The warmer, drier conditions have already led in the past week to a 100-acre fire in Eastern Oregon and a 150-acre fire south of Spokane. The Eastern Washington fire in particular, as well as smaller fires nearby, has fire officials worried.

Brush fires and wildland fires are typically rare this time of year, and a fire this large this early in the season is even rarer, (said Spokane County Fire District 3 Duty Officer Arron Hess).

“The last two winters have been very, very mild,” he said. “If things do continue this way it could be a very long (fire) season.”

Firefighters in Stevens County Fire District 1 also responded to a brush fire on Bluebird Way in the Suncrest area Saturday, though it was only about 2 acres in size. The district also responded to a small brush fire about two weeks ago, which caught firefighters by surprise.

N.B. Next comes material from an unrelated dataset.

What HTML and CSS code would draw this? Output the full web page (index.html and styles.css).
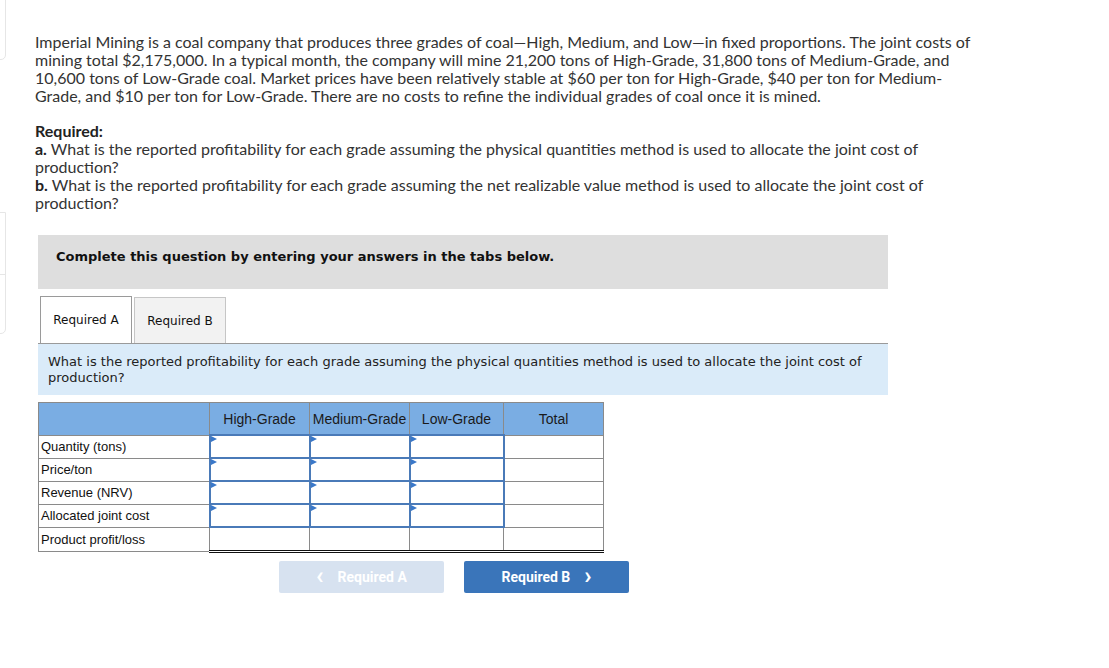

“This is the earliest anyone can recall,” the district posted on its Facebook page after the first fire.

The lack of snowfall in Washington and Oregon means much drier ground in the coming months.

In many parts of Oregon and Washington, the snowpack is just ten to twenty percent of the average. It’s not that precipitation is low, it’s just that it has fallen as rain rather than snow.

John Saltenberger is with the Interagency Coordination center in Portland. He says the low snowpack means fire season could come early. Normally, firefighters are brought on in June, in anticipation of fires starting in July or August.

“If the dryness that we’re seeing now continues I fully anticipate we’re going to see staffing up a few weeks earlier than usual,” he says.

The situation has grown so dire in Oregon that the state could lose its wildfire insurance coverage.

(Doug Decker with the Oregon Department of Forestry) said Oregon spent about $200 million fighting wildfires over the last two years. Part of the high cost was offset by $50 million the state was able to claim from its insurance policy with Lloyd’s of London.

“We’ve had to go through the insurance policy, we’ve had to talk to FEMA,” Decker said. “Had to go back to the legislature and ask for more money from the general fund.”

Due to the catastrophic fire seasons Oregon has faced, the insurance company has lost more money than it has made from its policy with the state. Now, with low snowpack in play, state officials and lawmakers wonder if Lloyd’s will renew.

“Without that fire insurance, either the money, the cost of fighting the fire will come largely from the taxpayer or there won’t be as sufficient funds to address those fires,” Klamath Falls Senator Doug Whitsett told KOIN 6 News.